Il contratto a chiamata, meglio conosciuto come contratto di lavoro intermittente, è stato istituito con il D.Lgs 276 \ 2003, e non è altro che il contratto, mediante il quale il lavoratore si mette a disposizione del datore di lavoro per svolgere prestazioni a carattere discontinuo.
Il contratto di lavoro intermittente, può essere concluso solo se, il CCNL ha individuato le attività per le quali è possibile ricorrere a tale forma contrattuale; a tal proposito è però intervenuto il Ministero del Lavoro che con D.M. 23 ottobre 2004, ha stabilito che è possibile far ricorso ai contratti di lavoro intermittente anche per quelle attività elencate nella tabella allegata al regio decreto 2657 \ 1923; nonchè per lo svolgimento della prestazione lavorativa durante i fine settimana, le ferie estive o le vacanze natalizie e pasquali.

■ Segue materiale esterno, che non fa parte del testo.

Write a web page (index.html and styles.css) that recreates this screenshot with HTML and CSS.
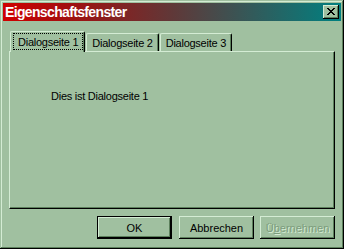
FILE: index.html
```html
<!DOCTYPE html>
<html lang="de">
<head>
<meta charset="utf-8">
<title>Eigenschaftsfenster</title>
<link rel="stylesheet" href="styles.css">
</head>
<body>
<div class="window">
  <div class="titlebar">
    <span class="title">Eigenschaftsfenster</span>
    <button class="close" aria-label="Schließen">
      <svg width="8" height="7" viewBox="0 0 8 7" shape-rendering="crispEdges">
        <path d="M0 0h2v1h-2zM6 0h2v1h-2zM1 1h2v1h-2zM5 1h2v1h-2zM2 2h4v1h-4zM3 3h2v1h-2zM2 4h4v1h-4zM1 5h2v1h-2zM5 5h2v1h-2zM0 6h2v1h-2zM6 6h2v1h-2z" fill="#000"/>
      </svg>
    </button>
  </div>
  <div class="content">
    <div class="tabs">
      <div class="tab selected"><span class="focus">Dialogseite 1</span></div>
      <div class="tab">Dialogseite 2</div>
      <div class="tab">Dialogseite 3</div>
    </div>
    <div class="panel">
      <p class="message">Dies ist Dialogseite 1</p>
    </div>
    <div class="buttons">
      <button class="btn default">OK</button>
      <button class="btn">Abbrechen</button>
      <button class="btn disabled" disabled>Ü<u>b</u>ernehmen</button>
    </div>
  </div>
</div>
</body>
</html>
```

FILE: styles.css
```css
:root {
  --face: #a0c0a0;
  --light: #d4ecd4;
  --dark: #5c805c;
}

html, body {
  margin: 0;
  padding: 0;
  background: var(--face);
}

.window {
  width: 344px;
  height: 249px;
  box-sizing: border-box;
  padding: 3px;
  background: var(--face);
  box-shadow: inset -1px -1px 0 #000, inset 1px 1px 0 var(--face),
              inset -2px -2px 0 var(--dark), inset 2px 2px 0 var(--light);
  display: flex;
  flex-direction: column;
  font-family: "Liberation Sans", Arial, sans-serif;
  font-size: 11px;
  color: #000;
}

.titlebar {
  height: 18px;
  display: flex;
  align-items: center;
  justify-content: space-between;
  padding: 0 2px 0 2px;
  background: linear-gradient(to right, #d00000 0%, #a01010 20%, #603838 50%, #008080 100%);
}

.title {
  color: #fff;
  font-weight: bold;
  font-size: 14px;
  line-height: 18px;
  letter-spacing: -0.65px;
}

.close {
  width: 16px;
  height: 14px;
  padding: 0;
  margin: 0;
  border: 0;
  background: var(--face);
  box-shadow: inset -1px -1px 0 #000, inset 1px 1px 0 var(--light),
              inset -2px -2px 0 var(--dark);
  display: flex;
  align-items: center;
  justify-content: center;
}

.close svg {
  display: block;
  margin-left: -1px;
  margin-top: -1px;
}

.content {
  flex: 1;
  display: flex;
  flex-direction: column;
  padding: 10px 6px 0 6px;
}

.tabs {
  display: flex;
  align-items: flex-end;
  gap: 1px;
  height: 20px;
  padding-left: 1px;
  position: relative;
  z-index: 1;
  letter-spacing: -0.25px;
}

.tab {
  height: 18px;
  box-sizing: border-box;
  padding: 2px 5px 0 5px;
  border-top: 1px solid var(--light);
  border-left: 1px solid var(--light);
  border-right: 1px solid #000;
  border-radius: 2px 2px 0 0;
  box-shadow: inset -1px 0 0 var(--dark);
  line-height: 14px;
  white-space: nowrap;
}

.tab.selected {
  height: 21px;
  margin-bottom: -1px;
  background: var(--face);
  padding: 1px 1px 0 2px;
}

.focus {
  display: block;
  border: 1px dotted #000;
  padding: 1px 4px 0 4px;
  height: 17px;
  line-height: 14px;
  box-sizing: border-box;
}

.panel {
  height: 158px;
  box-sizing: border-box;
  border-top: 1px solid var(--light);
  border-left: 1px solid var(--light);
  border-right: 1px solid #000;
  border-bottom: 1px solid #000;
  box-shadow: inset -1px -1px 0 var(--dark);
}

.message {
  margin: 38px 0 0 41px;
  letter-spacing: -0.25px;
}

.buttons {
  display: flex;
  justify-content: flex-end;
  gap: 6px;
  margin-top: 7px;
}

.btn {
  width: 75px;
  height: 23px;
  padding: 0;
  margin: 0;
  border: 0;
  background: var(--face);
  font-family: "Liberation Sans", Arial, sans-serif;
  font-size: 11px;
  color: #000;
  box-shadow: inset -1px -1px 0 #000, inset 1px 1px 0 var(--light),
              inset -2px -2px 0 var(--dark);
}

.btn.default {
  margin-right: 1px;
  box-shadow: inset 0 0 0 1px #000, inset -2px -2px 0 #000,
              inset 2px 2px 0 var(--light), inset -3px -3px 0 var(--dark);
}

.btn.disabled {
  color: #7c9c7c;
  text-shadow: 1px 1px 0 var(--light);
}
```
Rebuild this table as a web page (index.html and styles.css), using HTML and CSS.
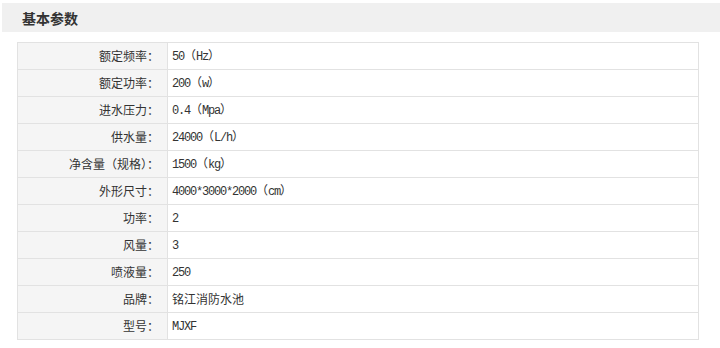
FILE: index.html
```html
<!DOCTYPE html>
<html lang="zh-CN">
<head>
<meta charset="utf-8">
<link rel="stylesheet" href="styles.css">
</head>
<body>
<div class="page">
  <div class="title-bar"><h2 class="title">基本参数</h2></div>
  <table class="params">
    <tr><th>额定频率：</th><td><span class="lt">50</span>（<span class="lt">Hz</span>）</td></tr>
    <tr><th>额定功率：</th><td><span class="lt">200</span>（<span class="lt">w</span>）</td></tr>
    <tr><th>进水压力：</th><td><span class="lt">0.4</span>（<span class="lt">Mpa</span>）</td></tr>
    <tr><th>供水量：</th><td><span class="lt">24000</span>（<span class="lt">L/h</span>）</td></tr>
    <tr><th>净含量（规格）：</th><td><span class="lt">1500</span>（<span class="lt">kg</span>）</td></tr>
    <tr><th>外形尺寸：</th><td><span class="lt">4000*3000*2000</span>（<span class="lt">cm</span>）</td></tr>
    <tr><th>功率：</th><td><span class="lt">2</span></td></tr>
    <tr><th>风量：</th><td><span class="lt">3</span></td></tr>
    <tr><th>喷液量：</th><td><span class="lt">250</span></td></tr>
    <tr><th>品牌：</th><td>铭江消防水池</td></tr>
    <tr><th>型号：</th><td><span class="lt">MJXF</span></td></tr>
  </table>
</div>
</body>
</html>
```
FILE: styles.css
```css
html, body {
  margin: 0;
  padding: 0;
  background: #fff;
}
body {
  font-family: "Noto Sans CJK SC", sans-serif;
  font-size: 12px;
  color: #333;
}
.page {
  padding: 3px 0 0 2px;
}
.title-bar {
  background: #f0f0f0;
  height: 29px;
  display: flex;
  align-items: center;
  padding-left: 20px;
}
.title {
  margin: 0;
  font-size: 14px;
  font-weight: bold;
  color: #333;
  line-height: 1;
}
.params {
  margin: 10px 0 0 15px;
  border-collapse: collapse;
  width: 682px;
  table-layout: fixed;
}
.params th,
.params td {
  border: 1px solid #e2e2e2;
  height: 26px;
  padding: 0;
  line-height: 14px;
  font-weight: normal;
  vertical-align: middle;
}
.params th {
  width: 141px;
  background: #f5f5f5;
  text-align: right;
  padding-right: 8px;
}
.params td {
  background: #fff;
  text-align: left;
  padding-left: 4px;
}
.lt {
  font-family: "Liberation Mono", monospace;
  letter-spacing: -1.2px;
}
```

Tale contratto è, in ogni caso, sempre ammesso per quei soggetti con meno di 25 anni di età o con più di 45 anni e per i pensionati.
Il contratto di lavoro intermittente, può essere stipulato sia a tempo indeterminato, sia a tempo determinato. Qualora venga stipulato a termine, potrà essere prorogato o rinnovato senza limiti di tempo e senza le limitazioni inerenti alle ragioni tecniche, organizzative, produttive e sostitutive, così come non sarà necessario il rispetto dell'intervallo minimo di tempo previsto per i contratti a termine in caso di riassunzione o di nuova assunzione.
Nel ricorrere a tale forma contrattuale, bisogna però ricordare, che vi sono dei divieti nella stipula degli stessi, per ciò che concerne la sostituzione di lavoratori in sciopero, l'assunzione di lavoratori aventi le stesse mansioni di coloro che sono stati oggetto di licenziamenti collettivi all'interno di unità produttive nei sei mesi precedenti, e per la sostituzione di coloro che sono interessati dalla riduzione dell'orario di lavoro con diritto all'integrazione salariale.
Tale contratto, può prevedere sia l'obbligo di rispondere alla chiamata, sia l'assenza di tale obbligo. Nel primo caso, il datore di lavoro è obbligato a corrispondere al lavoratore un'indennità di reperibilità che non può essere inferiore al 20% della retribuzione globale di fatto, oltre ai ratei di mensilità aggiuntivi. In caso di rifiuto della chiamata da parte del lavoratore, il datore di lavoro potrà risolvere il rapporto, fermo restando la restituzione da parte del lavoratore dell'indennità di disponibilità riferita al periodo successivo.
Sull'importo dell'indennità, sono dovuti i contributi previdenziali, che vengono calcolati sull'ammontare effettivo dell'indennità corrisposta al lavoratore. Nel caso in cui, invece, non viene corrisposta alcuna indennità non sono, naturalmente, dovuti i contributi su tale importo.
Per tale tipologia contrattuale, quindi, il datore di lavoro è obbligato così come per la generalità dei contratti di lavoro a comunicare l'assunzione al Centro per l'Impiego almeno un giorno prima dell'inizio dell'attività lavorativa, e a redigere il libro unico del lavoro.